Folha - A solução mais apontada
por analistas é justamente a de
uma elevação mais drástica nos juros. Estão errando em conjunto?
Werlang - Eles estão levando o
sistema de metas de inflação ao pé
da letra demais. O sistema foi feito
para funcionar com alguma regularidade, mas tivemos duas grandes excepcionalidades neste ano.

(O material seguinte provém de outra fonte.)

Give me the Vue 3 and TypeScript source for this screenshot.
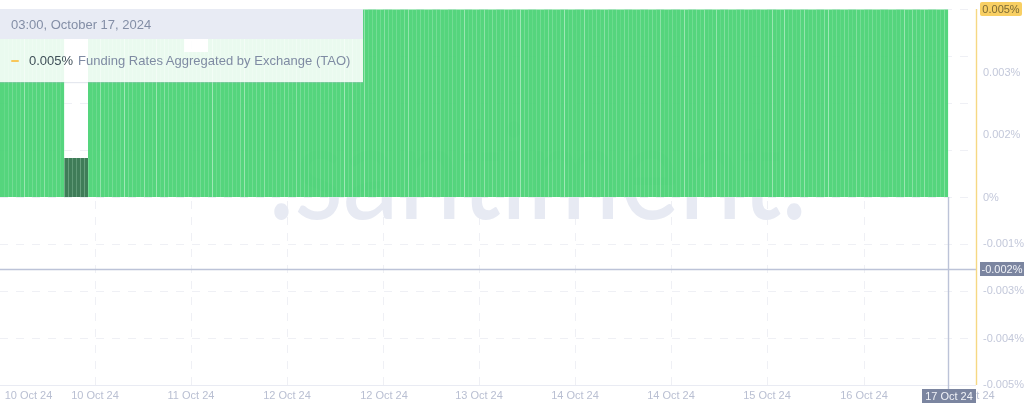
<script setup lang="ts">
const plotRight = 948
const barTop = 9.5
const zero = 197
const pitch = 4

interface Bar { x: number; y: number; h: number; dark: boolean }
const bars: Bar[] = []
for (let x = 1; x < plotRight; x += pitch) {
  if (x >= 65 && x < 89) bars.push({ x, y: 158, h: zero - 158, dark: true })
  else if (x >= 185 && x < 209) bars.push({ x, y: 52, h: zero - 52, dark: false })
  else bars.push({ x, y: barTop, h: zero - barTop, dark: false })
}
const stripes = bars.map((b, i) => ({
  x: b.x + pitch - 1,
  y: b.y,
  h: b.h,
  o: 0.14 + (((i * 37) % 11) / 11) * (i % 5 === 0 || i % 7 === 3 ? 0.55 : 0.18)
}))

const hGrid = [9.5, 56.5, 103.5, 150.5, 197.5, 244.5, 291.5, 338.5]
const vGrid = [95.5, 191.5, 287.5, 383.5, 479.5, 575.5, 671.5, 767.5, 864.5]

const yLabels = [
  { t: '0.003%', y: 72 },
  { t: '0.002%', y: 134 },
  { t: '0%', y: 197 },
  { t: '-0.001%', y: 243 },
  { t: '-0.003%', y: 290 },
  { t: '-0.004%', y: 338 },
  { t: '-0.005%', y: 384 }
]
const xLabels = [
  { t: '10 Oct 24', x: 28.5 },
  { t: '10 Oct 24', x: 95 },
  { t: '11 Oct 24', x: 191 },
  { t: '12 Oct 24', x: 287 },
  { t: '12 Oct 24', x: 384 },
  { t: '13 Oct 24', x: 479 },
  { t: '14 Oct 24', x: 575 },
  { t: '14 Oct 24', x: 671 },
  { t: '15 Oct 24', x: 767 },
  { t: '16 Oct 24', x: 864 },
  { t: 't 24', x: 985.5 }
]
</script>

<template>
  <div class="chart">
    <svg class="layer" width="1024" height="407" viewBox="0 0 1024 407">
      <g class="grid">
        <line v-for="y in hGrid" :key="'h' + y" x1="0" x2="975" :y1="y" :y2="y" />
        <line v-for="x in vGrid" :key="'v' + x" :x1="x" :x2="x" y1="9" y2="385" />
      </g>
      <line class="axis" x1="0" x2="976" y1="385.5" y2="385.5" />
    </svg>

    <div class="watermark">.santiment.</div>

    <svg class="layer" width="1024" height="407" viewBox="0 0 1024 407">
      <g class="bars">
        <rect
          v-for="b in bars"
          :key="b.x"
          :class="b.dark ? 'bar-dark' : 'bar'"
          :x="b.x - 1"
          :y="b.y"
          :width="pitch"
          :height="b.h"
        />
      </g>
      <rect
        v-for="s in stripes"
        :key="'s' + s.x"
        class="stripe"
        :x="s.x"
        :y="s.y"
        width="1"
        :height="s.h"
        :opacity="s.o"
      />
      <line class="cross" x1="948.5" x2="948.5" y1="197" y2="390" />
      <line class="cross" x1="0" x2="976" y1="269.5" y2="269.5" />
      <line class="yellow" x1="976.5" x2="976.5" y1="9" y2="385" />
    </svg>

    <span
      v-for="l in yLabels"
      :key="l.t"
      class="y-label"
      :style="{ top: l.y + 'px' }"
    >{{ l.t }}</span>
    <span
      v-for="(l, i) in xLabels"
      :key="i"
      class="x-label"
      :style="{ left: l.x + 'px' }"
    >{{ l.t }}</span>

    <span class="badge badge-last">0.005%</span>
    <span class="badge badge-cross">-0.002%</span>
    <span class="badge badge-date">17 Oct 24</span>

    <div class="tooltip">
      <div class="tooltip-head">03:00, October 17, 2024</div>
      <div class="tooltip-row">
        <i class="dash"></i>
        <span class="value">0.005%</span>
        <span class="name">Funding Rates Aggregated by Exchange (TAO)</span>
      </div>
    </div>
  </div>
</template>

<style scoped>
.chart {
  position: relative;
  width: 1024px;
  height: 407px;
  overflow: hidden;
  background: #fff;
  font-family: "Liberation Sans", Arial, sans-serif;
  filter: blur(0.35px);
}
.layer {
  position: absolute;
  left: 0;
  top: 0;
  display: block;
}
.grid line {
  stroke: #eff0f5;
  stroke-width: 1;
  stroke-dasharray: 8 8;
}
.axis {
  stroke: #e9ebf3;
  stroke-width: 1;
}
.bar {
  fill: #47d172;
  opacity: 0.92;
}
.bar-dark {
  fill: #3f7c58;
}
.stripe {
  fill: #c8f2d6;
}
.cross {
  stroke: #bcc3d8;
  stroke-width: 1.4;
}
.yellow {
  stroke: #f6d883;
  stroke-width: 1.4;
}
.watermark {
  position: absolute;
  left: 268px;
  top: 93px;
  font-family: "Lato", sans-serif;
  font-size: 134px;
  line-height: 150px;
  letter-spacing: -1px;
  color: #e7eaf3;
  white-space: nowrap;
  transform: scaleX(0.85);
  transform-origin: left center;
}
.y-label {
  position: absolute;
  left: 983px;
  transform: translateY(-50%);
  font-size: 11px;
  line-height: 13px;
  color: #c3c8da;
  white-space: nowrap;
}
.x-label {
  position: absolute;
  top: 389px;
  transform: translateX(-50%);
  font-size: 11px;
  line-height: 13px;
  color: #b9bfd2;
  white-space: nowrap;
}
.badge {
  position: absolute;
  font-size: 11px;
  line-height: 14px;
  white-space: nowrap;
  text-align: center;
}
.badge-last {
  left: 980px;
  top: 2px;
  width: 42px;
  height: 14px;
  border-radius: 2px;
  background: #f8cf63;
  color: #7c6a35;
}
.badge-cross {
  left: 980px;
  top: 262px;
  width: 44px;
  height: 14px;
  background: #7b85a0;
  color: #f1f3f8;
}
.badge-date {
  left: 922px;
  top: 389px;
  width: 54px;
  height: 14px;
  background: #7b85a0;
  color: #f1f3f8;
}
.tooltip {
  position: absolute;
  left: 0;
  top: 9px;
  width: 363px;
  height: 73px;
  display: flex;
  flex-direction: column;
  box-shadow: 0 1px 1px rgba(180, 190, 210, 0.35);
}
.tooltip-head {
  height: 30px;
  padding-left: 11px;
  display: flex;
  align-items: center;
  background: #e8ebf4;
  color: #838ea6;
  font-size: 13px;
}
.tooltip-row {
  flex: 1;
  display: flex;
  align-items: center;
  padding-left: 11px;
  background: rgba(255, 255, 255, 0.88);
  font-size: 13px;
}
.dash {
  width: 8px;
  height: 2px;
  margin-right: 10px;
  border-radius: 1px;
  background: #f8c75a;
}
.value {
  color: #3f4f58;
  margin-right: 5px;
}
.name {
  color: #7f8ba3;
  letter-spacing: 0.02px;
}
</style>
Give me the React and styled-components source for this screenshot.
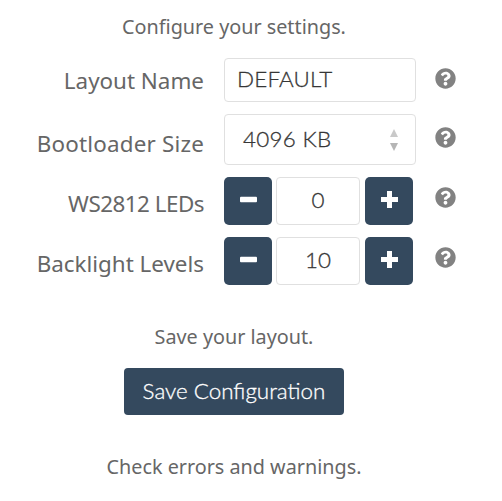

Se já não fosse um caso excepcional o primeiro racionamento desde a década de 60, junte-se a isso a
Argentina, que talvez tenha de
abandonar um sistema cambial
em vigor desde 1991. São fatos excepcionais acontecendo juntos. O
sistema de metas não tem que ser
à prova de excepcionalidades. As
pessoas também só vêm o instrumento de política monetária. Ela
tem que ser mais frouxa. Precisa
apertar é a política fiscal. E o Brasil
tem condições de gerar um superávit primário maior que 3% do
PIB (Produto Interno Bruto).
Folha - Mas como melhorar o superávit fiscal num momento em
que se fala da necessidade de aumentar os investimentos públicos
por conta da crise de energia?
Werlang - Basta parar de gastar.
O aumento de arrecadação bate
recorde atrás de recorde. Houve
um aumento brutal da arrecadação, de 30% para 32% do PIB, mas
os gastos do governo subiram 2%
do PIB, mantendo o superávit primário. É só cortar onde aumentou. Estão gastando demais. Tem
espaço para cortar gastos e fazer
investimento estatal. Dá para cortar uns 2% do PIB, 1,5%, por aí.
Folha - O senhor se debruçou em
cima dos números para ver onde é
que estão gastando demais?
Werlang - Eu tinha uma noção
melhor no governo, mas, se naquela época eu já achava que tinha espaço para cortar, agora
também acho. Não estou convencido de que não tenha.